Market intelligence suggests that several of these SEZ lands are available are rates below Rs 900/sft of FSI yet they are unable to find any buyer. Land for commercial office or IT Parks, in the same market, are being offered at a marginal higher rate albeit lower than 2010-11 figures.
The lands that were delineated as SEZ in master plans can be brought back into the market by the State Government/ Development Authority amending the Master Plan and changing the building bye-laws/ policy as per the prevalent market conditions.
The future for all such potential development projects remain uncertain until leasing demand picks up or institutional support increases for greenfield projects. It is ironical that markets where lands exist also have lack of developed, Grade A office space supply.

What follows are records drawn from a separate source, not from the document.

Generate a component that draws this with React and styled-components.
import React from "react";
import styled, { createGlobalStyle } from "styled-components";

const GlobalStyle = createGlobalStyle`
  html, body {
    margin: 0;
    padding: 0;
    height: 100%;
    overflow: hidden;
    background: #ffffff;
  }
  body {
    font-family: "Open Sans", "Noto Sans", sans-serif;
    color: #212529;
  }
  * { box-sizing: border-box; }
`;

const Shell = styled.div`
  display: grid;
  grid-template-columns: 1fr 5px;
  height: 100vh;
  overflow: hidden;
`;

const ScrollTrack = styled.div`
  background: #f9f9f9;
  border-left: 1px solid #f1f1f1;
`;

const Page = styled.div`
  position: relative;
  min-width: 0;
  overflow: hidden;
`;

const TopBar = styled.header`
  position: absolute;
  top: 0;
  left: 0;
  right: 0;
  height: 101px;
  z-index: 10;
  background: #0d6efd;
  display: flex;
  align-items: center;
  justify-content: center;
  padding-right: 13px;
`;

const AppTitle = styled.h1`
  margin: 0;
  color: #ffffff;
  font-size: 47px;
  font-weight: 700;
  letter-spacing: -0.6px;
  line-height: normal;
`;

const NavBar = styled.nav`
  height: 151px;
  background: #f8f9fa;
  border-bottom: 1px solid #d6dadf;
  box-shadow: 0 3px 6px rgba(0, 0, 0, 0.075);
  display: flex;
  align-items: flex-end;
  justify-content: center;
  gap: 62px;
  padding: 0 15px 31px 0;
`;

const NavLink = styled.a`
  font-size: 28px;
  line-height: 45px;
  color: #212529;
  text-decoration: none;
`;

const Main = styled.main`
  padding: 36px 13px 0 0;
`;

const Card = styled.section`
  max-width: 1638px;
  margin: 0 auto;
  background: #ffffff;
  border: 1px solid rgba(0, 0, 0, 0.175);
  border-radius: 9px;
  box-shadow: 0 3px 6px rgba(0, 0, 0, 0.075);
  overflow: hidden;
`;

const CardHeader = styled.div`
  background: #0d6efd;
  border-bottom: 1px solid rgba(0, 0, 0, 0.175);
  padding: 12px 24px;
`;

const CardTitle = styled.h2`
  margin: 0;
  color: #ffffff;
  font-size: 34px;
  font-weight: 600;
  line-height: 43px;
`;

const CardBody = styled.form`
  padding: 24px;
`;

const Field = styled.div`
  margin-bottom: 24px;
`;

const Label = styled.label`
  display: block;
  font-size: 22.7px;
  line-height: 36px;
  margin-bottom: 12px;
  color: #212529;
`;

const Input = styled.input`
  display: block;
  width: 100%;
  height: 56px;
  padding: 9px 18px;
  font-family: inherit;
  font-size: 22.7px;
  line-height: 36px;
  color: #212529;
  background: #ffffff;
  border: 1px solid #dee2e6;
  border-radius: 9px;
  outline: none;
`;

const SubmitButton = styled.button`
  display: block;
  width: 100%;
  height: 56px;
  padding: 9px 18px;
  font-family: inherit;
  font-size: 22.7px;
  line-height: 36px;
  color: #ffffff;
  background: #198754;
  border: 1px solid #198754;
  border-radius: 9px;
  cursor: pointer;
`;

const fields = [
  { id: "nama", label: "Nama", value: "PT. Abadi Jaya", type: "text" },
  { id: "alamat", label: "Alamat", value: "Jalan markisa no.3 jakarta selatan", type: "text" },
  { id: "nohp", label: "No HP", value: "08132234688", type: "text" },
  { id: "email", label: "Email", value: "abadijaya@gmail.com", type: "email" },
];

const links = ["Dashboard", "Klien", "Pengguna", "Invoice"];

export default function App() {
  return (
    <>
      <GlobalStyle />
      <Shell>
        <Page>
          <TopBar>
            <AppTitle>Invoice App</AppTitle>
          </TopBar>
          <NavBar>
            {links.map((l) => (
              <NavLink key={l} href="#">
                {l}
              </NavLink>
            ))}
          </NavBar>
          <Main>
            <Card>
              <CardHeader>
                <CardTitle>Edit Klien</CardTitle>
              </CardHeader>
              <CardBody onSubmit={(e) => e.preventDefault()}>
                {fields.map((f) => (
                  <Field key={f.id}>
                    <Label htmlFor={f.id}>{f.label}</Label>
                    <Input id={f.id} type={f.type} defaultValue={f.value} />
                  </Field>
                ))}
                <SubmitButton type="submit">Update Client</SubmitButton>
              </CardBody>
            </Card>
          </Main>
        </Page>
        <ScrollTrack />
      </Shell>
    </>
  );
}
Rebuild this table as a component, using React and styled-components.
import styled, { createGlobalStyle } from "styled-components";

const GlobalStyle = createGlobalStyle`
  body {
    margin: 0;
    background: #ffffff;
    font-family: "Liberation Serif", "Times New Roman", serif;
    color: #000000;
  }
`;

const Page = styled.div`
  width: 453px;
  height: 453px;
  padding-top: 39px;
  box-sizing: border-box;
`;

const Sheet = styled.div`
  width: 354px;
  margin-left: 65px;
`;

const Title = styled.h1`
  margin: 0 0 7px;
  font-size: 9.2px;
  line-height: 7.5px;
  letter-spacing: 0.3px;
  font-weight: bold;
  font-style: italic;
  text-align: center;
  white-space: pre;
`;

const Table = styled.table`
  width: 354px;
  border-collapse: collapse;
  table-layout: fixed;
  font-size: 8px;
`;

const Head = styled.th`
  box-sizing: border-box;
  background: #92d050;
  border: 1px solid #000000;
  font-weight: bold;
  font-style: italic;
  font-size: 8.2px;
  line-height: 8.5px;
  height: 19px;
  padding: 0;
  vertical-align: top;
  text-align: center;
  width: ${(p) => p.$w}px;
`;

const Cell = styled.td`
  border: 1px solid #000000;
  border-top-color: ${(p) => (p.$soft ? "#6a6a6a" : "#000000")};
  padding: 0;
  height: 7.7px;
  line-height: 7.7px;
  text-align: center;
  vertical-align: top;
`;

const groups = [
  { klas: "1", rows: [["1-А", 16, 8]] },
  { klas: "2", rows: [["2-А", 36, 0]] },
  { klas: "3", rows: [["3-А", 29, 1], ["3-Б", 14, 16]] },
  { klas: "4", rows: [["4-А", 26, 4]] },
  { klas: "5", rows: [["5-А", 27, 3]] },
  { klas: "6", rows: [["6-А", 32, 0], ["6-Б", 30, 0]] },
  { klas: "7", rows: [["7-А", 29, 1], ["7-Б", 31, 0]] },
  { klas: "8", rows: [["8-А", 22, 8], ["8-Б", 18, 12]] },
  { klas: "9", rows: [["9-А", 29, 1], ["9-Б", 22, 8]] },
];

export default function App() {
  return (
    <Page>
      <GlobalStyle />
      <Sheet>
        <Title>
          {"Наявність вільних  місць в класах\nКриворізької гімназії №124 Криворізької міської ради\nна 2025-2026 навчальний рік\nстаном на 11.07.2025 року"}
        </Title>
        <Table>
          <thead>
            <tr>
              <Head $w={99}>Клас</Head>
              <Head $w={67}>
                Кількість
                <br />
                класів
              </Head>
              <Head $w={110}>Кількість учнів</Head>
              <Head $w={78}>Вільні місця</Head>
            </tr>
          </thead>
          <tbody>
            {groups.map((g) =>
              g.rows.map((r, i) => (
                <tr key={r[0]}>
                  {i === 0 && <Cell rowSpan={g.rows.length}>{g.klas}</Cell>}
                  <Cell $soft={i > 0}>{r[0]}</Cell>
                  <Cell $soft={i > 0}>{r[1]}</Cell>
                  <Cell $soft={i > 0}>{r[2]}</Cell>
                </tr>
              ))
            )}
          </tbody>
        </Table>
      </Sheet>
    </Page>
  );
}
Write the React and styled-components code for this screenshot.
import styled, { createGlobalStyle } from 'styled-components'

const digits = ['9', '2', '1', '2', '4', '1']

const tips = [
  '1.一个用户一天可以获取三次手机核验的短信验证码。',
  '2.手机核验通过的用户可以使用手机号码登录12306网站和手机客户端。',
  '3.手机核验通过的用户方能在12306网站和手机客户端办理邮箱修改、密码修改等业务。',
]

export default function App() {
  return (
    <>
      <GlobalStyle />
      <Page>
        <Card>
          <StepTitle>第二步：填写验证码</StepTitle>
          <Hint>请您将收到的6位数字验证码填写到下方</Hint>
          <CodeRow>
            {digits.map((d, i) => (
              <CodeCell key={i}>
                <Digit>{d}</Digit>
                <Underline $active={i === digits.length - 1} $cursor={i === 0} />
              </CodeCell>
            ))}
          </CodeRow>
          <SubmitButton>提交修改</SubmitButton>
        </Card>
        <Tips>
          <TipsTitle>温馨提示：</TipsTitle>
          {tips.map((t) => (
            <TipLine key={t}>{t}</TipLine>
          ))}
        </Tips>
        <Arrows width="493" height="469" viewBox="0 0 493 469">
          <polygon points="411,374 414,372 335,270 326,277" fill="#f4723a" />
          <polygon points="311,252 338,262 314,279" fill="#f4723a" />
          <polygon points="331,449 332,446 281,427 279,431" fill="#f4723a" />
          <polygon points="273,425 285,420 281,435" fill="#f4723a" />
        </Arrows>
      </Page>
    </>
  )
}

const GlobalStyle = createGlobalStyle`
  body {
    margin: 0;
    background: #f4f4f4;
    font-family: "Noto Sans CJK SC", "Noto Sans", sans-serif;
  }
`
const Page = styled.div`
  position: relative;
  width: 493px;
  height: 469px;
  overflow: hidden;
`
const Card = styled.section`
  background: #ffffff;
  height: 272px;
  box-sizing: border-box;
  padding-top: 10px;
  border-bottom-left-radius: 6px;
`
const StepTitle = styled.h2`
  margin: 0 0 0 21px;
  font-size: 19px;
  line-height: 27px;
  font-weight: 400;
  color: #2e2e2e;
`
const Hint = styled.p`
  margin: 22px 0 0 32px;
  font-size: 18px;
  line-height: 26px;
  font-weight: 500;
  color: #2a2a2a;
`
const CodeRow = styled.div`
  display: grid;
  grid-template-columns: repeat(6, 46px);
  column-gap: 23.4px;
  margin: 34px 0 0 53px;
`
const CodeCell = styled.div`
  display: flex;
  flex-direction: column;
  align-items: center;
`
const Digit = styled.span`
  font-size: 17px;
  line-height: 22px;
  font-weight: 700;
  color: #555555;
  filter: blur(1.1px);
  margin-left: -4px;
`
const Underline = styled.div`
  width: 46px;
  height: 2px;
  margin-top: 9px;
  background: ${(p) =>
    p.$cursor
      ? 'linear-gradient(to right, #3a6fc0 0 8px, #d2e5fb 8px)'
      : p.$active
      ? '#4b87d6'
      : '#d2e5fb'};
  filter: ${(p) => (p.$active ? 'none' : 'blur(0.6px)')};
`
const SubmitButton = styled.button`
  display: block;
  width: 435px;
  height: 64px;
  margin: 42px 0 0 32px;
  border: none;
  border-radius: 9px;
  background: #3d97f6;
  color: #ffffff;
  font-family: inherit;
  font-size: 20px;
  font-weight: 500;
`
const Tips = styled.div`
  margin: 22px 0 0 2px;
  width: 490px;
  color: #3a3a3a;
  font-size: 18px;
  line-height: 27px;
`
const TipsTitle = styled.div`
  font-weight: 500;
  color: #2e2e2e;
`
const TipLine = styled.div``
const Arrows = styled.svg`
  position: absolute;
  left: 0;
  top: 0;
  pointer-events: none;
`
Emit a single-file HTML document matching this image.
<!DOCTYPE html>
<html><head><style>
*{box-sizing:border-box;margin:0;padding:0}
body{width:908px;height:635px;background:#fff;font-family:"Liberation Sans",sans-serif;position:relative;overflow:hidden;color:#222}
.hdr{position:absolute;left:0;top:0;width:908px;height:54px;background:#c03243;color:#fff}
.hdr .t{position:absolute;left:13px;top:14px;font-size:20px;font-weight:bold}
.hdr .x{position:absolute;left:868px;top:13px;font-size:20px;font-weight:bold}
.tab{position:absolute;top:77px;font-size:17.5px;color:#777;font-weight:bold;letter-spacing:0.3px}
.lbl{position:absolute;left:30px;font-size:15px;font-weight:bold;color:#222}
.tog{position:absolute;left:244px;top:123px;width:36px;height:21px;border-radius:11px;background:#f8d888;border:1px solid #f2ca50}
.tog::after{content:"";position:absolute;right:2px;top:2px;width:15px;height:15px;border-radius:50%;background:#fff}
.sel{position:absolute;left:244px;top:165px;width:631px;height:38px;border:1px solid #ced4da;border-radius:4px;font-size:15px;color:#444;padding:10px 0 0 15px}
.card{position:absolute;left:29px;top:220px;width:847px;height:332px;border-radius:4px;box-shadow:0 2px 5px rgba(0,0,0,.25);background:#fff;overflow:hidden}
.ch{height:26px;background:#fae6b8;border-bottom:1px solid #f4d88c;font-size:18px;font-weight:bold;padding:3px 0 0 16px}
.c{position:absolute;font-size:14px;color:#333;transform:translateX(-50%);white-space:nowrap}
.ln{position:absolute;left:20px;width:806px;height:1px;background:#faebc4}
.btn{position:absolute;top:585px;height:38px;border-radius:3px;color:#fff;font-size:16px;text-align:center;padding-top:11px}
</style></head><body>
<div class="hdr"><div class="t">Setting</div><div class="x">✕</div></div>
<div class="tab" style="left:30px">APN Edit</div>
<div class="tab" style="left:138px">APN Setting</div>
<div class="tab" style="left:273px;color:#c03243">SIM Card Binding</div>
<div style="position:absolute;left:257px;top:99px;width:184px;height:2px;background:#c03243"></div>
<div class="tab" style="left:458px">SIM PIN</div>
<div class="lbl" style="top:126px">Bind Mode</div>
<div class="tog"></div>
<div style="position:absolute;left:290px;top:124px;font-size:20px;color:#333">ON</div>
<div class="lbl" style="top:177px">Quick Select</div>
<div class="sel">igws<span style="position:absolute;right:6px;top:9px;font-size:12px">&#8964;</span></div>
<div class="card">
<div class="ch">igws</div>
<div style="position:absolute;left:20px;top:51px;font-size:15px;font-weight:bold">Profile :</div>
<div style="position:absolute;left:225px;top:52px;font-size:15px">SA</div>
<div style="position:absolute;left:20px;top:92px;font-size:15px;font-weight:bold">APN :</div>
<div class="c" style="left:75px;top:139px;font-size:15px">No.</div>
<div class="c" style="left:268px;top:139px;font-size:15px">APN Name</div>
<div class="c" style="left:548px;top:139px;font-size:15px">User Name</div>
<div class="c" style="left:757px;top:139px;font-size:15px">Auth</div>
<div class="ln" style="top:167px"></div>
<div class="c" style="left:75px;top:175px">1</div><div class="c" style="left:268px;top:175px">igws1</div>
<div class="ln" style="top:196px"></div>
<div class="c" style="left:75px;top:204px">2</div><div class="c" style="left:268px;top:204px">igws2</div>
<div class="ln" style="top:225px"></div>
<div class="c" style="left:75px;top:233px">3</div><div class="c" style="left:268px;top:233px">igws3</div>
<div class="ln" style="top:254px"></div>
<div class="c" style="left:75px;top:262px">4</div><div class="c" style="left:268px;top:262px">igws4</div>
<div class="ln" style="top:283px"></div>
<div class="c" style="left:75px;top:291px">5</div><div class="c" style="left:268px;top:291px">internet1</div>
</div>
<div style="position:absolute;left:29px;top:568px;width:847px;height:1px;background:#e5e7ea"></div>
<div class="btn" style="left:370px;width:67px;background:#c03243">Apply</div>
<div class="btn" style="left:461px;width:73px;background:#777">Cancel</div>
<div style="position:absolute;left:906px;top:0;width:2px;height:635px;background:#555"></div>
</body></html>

There is prime land available for development but neither the capital nor the confidence.
Conclusion
Did the Government really expect hundreds of acres and millions of sft to be developed or constructed in 15 years? Such projects take years, even decades to plan, execute and complete. Even during that development cycle, the project is bound to go through at least one slowdown. So a sunset clause in such policies within 15 years is fundamentally flawed and real estate investors going forward should be wary of such risks.
We estimate that about 70% of total employment generated due to SEZs was in the IT/ ITES SEZs. The uncertain times being faced by the IT/ITES industry further impacts the confidence levels of SEZ developers. There is talk from various corners to extend this sunset deadline to 2023 however that’s a gamble most SEZ land owners are not willing to take.
We expect several distressed assets to be available for sale, joint-venture or joint-development at extremely attractive rates, across India. This is potentially the best opportunity to acquire and develop a commercial office (IT or otherwise) portfolio by acquiring lands at steeply discounted values, in relatively developed markets. Current construction costs would allow the Developer to offer Grade A office space around Rs 40/sft/month to Rs 50/sft/month and still achieve the requisite returns.